[START OF Data listing]
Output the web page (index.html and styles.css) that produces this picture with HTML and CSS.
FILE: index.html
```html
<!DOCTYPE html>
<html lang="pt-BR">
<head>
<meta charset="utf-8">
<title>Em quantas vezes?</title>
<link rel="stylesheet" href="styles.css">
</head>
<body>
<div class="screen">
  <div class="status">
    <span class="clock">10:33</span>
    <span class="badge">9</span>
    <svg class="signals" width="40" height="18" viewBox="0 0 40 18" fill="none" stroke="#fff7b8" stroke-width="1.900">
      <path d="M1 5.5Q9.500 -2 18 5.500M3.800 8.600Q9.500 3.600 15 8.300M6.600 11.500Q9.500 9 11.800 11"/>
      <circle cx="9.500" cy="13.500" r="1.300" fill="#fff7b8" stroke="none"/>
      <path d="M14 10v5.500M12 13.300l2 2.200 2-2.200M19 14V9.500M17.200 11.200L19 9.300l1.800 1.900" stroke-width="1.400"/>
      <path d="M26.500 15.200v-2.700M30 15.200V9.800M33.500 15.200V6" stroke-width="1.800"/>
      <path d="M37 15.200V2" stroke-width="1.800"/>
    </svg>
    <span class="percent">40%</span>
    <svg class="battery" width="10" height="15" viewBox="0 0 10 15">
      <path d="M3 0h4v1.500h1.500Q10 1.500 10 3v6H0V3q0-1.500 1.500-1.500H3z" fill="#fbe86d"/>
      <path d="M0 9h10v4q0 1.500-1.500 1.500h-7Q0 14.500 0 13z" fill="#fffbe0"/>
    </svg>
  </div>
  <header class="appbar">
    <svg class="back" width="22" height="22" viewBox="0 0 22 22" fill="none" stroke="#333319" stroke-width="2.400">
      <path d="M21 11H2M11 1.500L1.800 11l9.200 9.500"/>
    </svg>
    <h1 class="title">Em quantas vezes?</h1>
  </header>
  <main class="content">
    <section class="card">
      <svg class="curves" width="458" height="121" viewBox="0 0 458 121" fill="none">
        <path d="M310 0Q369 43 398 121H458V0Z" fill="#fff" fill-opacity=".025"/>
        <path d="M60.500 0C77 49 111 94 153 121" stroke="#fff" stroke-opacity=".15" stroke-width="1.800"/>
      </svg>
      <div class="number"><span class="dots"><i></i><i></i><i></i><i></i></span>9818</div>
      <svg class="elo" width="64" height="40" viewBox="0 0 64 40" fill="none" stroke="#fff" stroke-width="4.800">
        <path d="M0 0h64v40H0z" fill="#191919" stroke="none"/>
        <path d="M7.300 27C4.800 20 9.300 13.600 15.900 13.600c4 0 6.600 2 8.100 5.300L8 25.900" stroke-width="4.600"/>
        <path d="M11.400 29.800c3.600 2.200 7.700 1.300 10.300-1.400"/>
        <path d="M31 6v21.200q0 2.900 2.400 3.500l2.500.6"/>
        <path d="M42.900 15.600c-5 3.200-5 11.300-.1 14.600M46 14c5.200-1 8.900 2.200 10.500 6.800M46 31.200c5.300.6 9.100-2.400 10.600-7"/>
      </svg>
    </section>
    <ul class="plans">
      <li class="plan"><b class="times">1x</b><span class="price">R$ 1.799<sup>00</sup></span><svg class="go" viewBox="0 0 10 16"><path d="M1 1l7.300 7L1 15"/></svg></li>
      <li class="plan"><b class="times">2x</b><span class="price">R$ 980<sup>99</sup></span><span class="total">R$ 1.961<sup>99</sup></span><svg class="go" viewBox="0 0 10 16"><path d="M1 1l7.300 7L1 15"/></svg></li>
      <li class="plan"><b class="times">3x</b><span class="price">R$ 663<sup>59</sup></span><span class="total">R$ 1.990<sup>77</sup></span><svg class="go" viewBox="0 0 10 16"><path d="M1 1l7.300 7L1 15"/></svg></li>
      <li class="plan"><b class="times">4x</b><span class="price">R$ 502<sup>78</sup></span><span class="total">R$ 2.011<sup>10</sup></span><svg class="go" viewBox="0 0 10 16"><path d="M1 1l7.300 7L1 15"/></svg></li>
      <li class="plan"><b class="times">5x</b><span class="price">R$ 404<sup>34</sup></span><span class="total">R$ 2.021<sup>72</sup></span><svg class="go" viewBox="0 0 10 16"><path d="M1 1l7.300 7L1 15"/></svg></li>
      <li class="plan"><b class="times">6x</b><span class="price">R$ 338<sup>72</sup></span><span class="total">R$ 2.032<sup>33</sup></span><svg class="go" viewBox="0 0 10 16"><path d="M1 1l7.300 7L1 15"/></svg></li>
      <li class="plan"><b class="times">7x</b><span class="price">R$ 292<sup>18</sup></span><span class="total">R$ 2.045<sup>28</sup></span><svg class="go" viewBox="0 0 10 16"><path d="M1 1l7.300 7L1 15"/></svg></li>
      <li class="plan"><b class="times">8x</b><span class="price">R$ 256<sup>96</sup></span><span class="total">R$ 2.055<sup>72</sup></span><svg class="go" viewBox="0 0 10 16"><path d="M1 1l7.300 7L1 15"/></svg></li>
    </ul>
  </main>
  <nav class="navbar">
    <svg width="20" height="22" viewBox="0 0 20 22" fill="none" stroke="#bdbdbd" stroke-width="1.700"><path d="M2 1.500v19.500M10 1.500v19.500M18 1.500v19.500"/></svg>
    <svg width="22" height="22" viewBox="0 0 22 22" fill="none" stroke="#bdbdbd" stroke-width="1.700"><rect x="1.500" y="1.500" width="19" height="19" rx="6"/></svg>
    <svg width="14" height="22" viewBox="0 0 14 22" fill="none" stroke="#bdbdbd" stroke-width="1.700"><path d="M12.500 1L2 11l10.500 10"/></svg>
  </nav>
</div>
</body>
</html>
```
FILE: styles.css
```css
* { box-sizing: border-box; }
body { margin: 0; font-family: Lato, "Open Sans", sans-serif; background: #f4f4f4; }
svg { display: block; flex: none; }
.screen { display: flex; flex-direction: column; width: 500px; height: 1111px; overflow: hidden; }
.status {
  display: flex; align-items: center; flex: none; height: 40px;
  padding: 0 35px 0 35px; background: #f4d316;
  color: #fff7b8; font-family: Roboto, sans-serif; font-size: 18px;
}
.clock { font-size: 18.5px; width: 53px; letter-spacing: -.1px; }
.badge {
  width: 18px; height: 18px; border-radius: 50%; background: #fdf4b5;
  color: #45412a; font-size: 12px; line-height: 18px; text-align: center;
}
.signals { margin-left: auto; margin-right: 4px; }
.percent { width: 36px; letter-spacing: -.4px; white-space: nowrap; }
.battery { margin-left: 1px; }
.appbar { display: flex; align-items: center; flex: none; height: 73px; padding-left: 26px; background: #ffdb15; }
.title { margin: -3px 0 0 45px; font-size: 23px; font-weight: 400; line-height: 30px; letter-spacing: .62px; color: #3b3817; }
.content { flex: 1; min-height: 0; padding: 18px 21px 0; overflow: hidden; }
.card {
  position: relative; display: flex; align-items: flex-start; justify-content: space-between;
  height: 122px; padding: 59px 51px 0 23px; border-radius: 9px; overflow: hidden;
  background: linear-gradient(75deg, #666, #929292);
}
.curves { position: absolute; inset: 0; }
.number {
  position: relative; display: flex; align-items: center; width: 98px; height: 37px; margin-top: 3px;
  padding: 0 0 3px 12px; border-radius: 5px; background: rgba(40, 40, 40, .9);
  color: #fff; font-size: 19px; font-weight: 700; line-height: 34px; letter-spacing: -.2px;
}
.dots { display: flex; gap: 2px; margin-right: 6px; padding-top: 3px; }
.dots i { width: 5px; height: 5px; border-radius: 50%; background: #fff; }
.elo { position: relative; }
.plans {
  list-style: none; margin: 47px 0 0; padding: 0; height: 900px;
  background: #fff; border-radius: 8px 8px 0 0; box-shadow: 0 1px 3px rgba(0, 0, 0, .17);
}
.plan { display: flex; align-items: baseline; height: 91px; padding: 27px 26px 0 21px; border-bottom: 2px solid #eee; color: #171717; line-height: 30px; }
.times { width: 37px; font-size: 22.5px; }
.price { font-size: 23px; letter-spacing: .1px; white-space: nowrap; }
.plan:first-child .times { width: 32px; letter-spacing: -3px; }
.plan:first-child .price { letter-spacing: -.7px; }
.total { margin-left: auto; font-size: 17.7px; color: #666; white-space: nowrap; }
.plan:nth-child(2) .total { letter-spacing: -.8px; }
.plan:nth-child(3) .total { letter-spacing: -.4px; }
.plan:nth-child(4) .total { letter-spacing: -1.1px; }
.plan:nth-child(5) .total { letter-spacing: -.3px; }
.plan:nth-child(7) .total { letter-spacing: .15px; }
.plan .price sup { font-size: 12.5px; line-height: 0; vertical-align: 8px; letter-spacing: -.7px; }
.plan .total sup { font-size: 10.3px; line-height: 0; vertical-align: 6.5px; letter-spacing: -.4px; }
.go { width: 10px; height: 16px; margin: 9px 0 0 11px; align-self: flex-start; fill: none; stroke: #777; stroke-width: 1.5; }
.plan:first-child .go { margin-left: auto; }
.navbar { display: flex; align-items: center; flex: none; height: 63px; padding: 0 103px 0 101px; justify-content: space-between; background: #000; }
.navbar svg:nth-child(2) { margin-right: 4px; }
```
[END OF Data listing]
[START OF Data listing]
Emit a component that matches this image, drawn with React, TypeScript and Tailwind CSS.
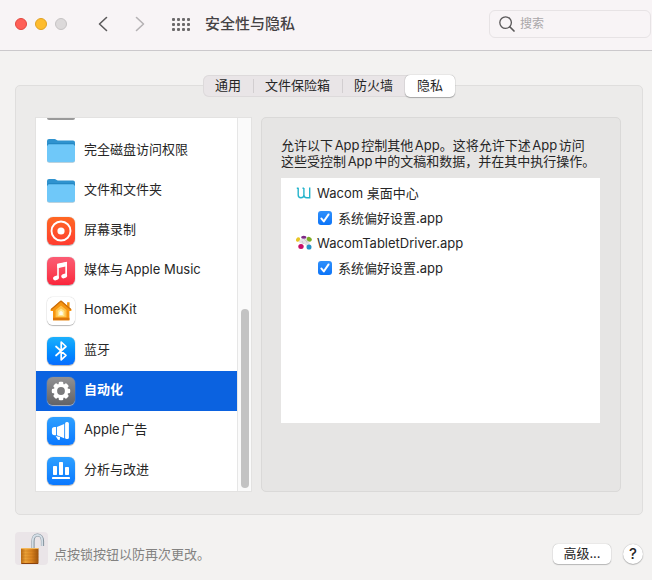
[END OF Data listing]
Check each line in the records for the word "this" and say how many have it, with nothing else.

## [The response]
2